> WORK TO DO
Please list all lines of the material below in which the string "this" occurs.

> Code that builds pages
________________________

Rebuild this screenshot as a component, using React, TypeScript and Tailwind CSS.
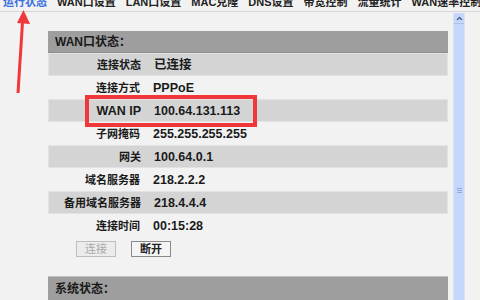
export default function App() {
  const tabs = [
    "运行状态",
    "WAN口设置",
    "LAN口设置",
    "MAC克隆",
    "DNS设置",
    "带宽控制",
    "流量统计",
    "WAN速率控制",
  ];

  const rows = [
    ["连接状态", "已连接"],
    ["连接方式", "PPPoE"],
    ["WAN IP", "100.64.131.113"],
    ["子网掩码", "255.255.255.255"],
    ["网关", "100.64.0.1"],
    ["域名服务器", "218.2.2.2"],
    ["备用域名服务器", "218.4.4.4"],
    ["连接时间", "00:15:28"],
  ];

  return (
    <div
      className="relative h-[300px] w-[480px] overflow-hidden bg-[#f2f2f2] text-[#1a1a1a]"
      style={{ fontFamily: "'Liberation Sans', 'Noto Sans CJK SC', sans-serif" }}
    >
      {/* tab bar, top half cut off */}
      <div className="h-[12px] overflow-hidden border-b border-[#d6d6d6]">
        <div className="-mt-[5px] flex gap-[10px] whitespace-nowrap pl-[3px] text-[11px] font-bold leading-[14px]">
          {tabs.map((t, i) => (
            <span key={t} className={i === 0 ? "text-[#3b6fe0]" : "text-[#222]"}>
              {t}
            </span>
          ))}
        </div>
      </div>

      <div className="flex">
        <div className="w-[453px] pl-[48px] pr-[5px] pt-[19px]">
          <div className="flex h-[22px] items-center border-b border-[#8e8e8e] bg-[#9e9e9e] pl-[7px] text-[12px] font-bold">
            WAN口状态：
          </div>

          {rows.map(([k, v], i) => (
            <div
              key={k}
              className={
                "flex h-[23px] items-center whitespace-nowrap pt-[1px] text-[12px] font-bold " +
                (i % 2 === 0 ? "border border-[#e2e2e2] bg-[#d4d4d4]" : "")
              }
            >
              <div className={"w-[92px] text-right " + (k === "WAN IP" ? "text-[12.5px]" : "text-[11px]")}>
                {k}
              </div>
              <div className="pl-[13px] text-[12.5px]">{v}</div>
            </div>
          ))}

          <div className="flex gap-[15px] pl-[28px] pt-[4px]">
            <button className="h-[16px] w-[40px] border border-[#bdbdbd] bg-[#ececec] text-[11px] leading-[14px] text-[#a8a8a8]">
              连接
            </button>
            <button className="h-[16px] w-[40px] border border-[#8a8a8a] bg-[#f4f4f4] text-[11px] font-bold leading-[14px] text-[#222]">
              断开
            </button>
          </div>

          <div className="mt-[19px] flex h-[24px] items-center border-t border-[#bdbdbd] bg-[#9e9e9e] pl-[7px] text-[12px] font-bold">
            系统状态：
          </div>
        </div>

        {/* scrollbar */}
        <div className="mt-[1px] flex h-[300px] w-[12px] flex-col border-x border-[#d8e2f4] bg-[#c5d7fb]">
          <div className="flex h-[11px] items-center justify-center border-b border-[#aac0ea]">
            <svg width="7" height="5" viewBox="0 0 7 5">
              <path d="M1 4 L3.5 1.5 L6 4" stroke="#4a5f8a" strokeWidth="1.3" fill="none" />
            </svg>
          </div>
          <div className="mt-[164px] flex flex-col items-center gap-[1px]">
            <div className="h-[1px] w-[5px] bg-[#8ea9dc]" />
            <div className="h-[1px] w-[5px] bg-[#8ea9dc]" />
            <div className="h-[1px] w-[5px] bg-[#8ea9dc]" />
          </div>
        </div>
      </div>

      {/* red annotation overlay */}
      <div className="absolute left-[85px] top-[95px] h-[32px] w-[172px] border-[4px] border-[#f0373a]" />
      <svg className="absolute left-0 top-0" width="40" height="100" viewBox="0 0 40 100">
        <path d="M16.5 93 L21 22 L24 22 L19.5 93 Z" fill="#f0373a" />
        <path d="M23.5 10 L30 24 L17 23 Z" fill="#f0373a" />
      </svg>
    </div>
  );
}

________________________

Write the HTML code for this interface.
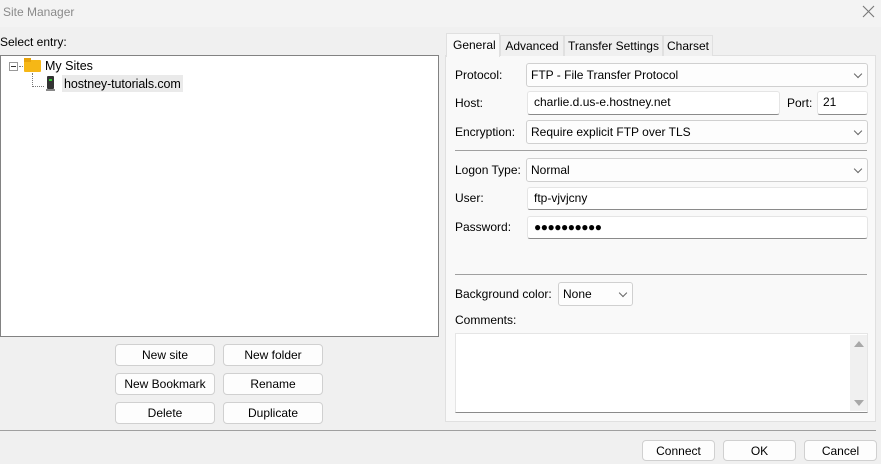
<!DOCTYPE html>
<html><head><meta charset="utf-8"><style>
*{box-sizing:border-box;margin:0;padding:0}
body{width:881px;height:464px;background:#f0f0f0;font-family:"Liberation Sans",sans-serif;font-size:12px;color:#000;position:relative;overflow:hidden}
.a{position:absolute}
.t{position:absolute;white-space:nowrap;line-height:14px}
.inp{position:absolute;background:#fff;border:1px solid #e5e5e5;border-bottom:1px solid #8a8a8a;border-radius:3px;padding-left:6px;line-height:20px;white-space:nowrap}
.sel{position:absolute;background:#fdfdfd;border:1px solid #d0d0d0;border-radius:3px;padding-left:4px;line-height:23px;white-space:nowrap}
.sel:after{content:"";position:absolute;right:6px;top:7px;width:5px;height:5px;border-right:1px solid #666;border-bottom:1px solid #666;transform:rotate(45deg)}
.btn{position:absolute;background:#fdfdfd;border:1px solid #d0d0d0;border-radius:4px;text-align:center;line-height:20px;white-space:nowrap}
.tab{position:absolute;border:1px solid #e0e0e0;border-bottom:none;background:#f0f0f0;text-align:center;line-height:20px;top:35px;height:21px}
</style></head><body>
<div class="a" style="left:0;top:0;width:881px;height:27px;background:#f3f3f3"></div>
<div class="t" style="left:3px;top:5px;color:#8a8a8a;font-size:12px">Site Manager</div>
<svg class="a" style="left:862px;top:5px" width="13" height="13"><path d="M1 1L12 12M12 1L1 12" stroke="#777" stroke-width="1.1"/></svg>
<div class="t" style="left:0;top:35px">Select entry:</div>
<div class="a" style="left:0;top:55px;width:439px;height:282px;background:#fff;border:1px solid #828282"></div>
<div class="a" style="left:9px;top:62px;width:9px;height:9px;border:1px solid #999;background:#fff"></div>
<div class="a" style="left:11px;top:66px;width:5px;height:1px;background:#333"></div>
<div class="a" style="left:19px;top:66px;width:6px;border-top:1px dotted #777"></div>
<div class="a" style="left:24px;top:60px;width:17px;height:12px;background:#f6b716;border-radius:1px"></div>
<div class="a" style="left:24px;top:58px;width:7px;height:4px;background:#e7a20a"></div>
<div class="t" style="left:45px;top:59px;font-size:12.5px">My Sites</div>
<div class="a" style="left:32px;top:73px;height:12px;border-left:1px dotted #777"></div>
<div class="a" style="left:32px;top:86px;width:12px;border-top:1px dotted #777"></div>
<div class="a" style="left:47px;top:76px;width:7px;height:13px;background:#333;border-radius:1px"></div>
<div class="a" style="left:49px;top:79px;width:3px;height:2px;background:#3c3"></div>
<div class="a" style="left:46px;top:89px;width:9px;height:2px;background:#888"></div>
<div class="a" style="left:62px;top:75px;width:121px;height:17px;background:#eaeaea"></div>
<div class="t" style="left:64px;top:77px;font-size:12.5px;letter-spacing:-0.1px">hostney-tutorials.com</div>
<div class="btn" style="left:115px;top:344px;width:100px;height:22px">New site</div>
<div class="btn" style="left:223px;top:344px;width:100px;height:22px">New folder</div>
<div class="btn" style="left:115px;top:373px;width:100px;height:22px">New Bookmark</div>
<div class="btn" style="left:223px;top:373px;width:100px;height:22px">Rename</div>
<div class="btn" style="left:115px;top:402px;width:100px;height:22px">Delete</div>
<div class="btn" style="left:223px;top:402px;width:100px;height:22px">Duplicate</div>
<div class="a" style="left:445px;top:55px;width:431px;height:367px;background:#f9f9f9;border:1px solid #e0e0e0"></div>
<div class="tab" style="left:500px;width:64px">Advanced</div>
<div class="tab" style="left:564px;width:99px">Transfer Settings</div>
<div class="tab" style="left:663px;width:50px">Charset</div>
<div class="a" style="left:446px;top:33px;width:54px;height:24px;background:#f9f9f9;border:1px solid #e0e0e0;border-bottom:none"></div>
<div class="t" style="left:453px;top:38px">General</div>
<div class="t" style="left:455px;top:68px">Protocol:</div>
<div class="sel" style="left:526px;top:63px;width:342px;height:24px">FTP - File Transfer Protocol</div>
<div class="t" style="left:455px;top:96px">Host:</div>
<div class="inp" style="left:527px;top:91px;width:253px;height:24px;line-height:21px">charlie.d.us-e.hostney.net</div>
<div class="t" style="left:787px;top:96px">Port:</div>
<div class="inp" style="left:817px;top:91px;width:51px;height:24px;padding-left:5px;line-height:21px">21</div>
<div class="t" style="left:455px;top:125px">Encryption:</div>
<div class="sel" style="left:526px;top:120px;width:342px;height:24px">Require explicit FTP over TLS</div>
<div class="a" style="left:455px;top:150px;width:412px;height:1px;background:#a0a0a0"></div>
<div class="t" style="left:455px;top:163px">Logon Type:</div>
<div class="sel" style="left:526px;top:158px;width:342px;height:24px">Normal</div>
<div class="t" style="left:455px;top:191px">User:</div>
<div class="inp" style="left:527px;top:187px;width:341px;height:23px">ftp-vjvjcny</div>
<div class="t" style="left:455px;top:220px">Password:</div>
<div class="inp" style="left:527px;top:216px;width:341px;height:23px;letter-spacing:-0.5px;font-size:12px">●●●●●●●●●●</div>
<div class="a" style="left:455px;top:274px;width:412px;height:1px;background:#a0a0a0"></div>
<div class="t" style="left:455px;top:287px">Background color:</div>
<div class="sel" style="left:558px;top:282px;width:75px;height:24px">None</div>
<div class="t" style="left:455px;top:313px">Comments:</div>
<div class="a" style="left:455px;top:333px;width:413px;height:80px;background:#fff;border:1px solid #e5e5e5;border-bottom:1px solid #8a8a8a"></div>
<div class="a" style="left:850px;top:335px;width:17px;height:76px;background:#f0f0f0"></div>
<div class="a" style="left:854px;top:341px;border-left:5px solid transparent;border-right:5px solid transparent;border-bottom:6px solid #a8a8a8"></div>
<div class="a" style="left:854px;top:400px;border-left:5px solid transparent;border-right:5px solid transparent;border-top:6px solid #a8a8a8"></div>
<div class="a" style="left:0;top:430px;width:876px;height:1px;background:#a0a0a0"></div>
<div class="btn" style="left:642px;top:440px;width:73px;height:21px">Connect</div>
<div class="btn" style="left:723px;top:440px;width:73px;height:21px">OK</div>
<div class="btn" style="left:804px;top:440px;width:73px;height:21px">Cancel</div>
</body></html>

________________________

> SOLUTION TO THE PROBLEM
Rebuild this screenshot as a component, using React, TypeScript and Tailwind CSS.
Write the HTML code for this interface.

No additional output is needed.